⟨

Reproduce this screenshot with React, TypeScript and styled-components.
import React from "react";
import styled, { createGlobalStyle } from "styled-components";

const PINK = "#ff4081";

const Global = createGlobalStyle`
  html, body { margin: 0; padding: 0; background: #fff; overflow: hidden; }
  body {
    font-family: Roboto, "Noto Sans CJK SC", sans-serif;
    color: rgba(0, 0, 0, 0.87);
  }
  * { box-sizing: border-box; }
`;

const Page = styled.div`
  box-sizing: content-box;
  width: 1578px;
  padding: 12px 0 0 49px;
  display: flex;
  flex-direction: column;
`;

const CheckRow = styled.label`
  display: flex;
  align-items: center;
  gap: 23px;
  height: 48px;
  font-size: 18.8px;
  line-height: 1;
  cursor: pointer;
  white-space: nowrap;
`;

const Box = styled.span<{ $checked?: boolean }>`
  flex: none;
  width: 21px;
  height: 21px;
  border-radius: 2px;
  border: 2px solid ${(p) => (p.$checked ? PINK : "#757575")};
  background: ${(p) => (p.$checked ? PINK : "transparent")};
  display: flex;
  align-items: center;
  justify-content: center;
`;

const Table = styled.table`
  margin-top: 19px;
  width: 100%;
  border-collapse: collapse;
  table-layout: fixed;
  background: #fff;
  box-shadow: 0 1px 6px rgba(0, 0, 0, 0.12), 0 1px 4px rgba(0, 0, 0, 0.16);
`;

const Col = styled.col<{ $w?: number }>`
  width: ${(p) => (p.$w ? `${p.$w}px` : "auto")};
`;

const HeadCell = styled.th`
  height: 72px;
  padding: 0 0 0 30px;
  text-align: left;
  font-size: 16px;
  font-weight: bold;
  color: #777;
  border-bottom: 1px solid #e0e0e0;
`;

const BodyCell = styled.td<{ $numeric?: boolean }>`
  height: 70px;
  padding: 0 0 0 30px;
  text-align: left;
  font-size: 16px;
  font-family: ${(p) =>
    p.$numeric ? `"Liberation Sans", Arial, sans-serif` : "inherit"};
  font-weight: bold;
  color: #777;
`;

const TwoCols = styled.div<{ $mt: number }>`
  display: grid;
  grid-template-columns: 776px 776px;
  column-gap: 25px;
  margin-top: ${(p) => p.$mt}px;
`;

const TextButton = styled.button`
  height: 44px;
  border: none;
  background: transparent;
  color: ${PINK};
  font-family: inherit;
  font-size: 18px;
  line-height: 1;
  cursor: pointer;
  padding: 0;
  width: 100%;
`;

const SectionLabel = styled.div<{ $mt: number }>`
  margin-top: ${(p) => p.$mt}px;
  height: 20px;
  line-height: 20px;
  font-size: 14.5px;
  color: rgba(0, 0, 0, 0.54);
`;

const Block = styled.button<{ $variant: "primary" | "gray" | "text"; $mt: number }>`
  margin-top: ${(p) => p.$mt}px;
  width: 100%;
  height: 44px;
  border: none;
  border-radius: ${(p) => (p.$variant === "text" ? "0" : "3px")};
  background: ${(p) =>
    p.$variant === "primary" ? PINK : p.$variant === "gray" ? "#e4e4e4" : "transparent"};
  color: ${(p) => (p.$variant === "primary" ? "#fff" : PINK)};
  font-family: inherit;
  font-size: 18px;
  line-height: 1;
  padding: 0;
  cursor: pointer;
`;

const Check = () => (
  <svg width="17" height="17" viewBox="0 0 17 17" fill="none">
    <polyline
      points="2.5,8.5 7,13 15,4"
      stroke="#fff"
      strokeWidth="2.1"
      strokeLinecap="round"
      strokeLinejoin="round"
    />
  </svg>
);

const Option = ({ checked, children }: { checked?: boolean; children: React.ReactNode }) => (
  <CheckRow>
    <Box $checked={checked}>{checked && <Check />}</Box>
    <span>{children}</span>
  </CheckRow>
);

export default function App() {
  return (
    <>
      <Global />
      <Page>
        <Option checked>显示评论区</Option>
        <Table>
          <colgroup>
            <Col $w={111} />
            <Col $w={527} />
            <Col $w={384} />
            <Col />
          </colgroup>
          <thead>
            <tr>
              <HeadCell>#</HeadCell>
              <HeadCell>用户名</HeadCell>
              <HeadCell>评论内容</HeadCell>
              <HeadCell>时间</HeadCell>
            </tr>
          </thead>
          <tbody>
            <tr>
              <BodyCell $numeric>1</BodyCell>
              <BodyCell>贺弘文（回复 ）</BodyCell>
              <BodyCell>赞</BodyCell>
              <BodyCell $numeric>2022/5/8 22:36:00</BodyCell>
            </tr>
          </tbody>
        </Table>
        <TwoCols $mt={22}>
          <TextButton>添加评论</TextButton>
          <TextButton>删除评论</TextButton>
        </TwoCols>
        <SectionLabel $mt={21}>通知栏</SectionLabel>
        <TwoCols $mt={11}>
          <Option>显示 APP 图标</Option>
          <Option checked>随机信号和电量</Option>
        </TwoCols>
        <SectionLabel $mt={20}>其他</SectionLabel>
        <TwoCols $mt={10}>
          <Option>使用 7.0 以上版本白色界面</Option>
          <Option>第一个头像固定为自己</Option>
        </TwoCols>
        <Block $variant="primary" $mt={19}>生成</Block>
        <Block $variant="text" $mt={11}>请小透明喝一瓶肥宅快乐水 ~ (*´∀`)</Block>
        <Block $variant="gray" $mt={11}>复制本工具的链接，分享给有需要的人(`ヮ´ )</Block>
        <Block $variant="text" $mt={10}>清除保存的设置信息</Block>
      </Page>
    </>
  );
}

⟩

WHAT IS ASKED :: Of the lines in the listing, how many hold the word "React"? Nothing but the number is needed.

TASK RESULT :: 3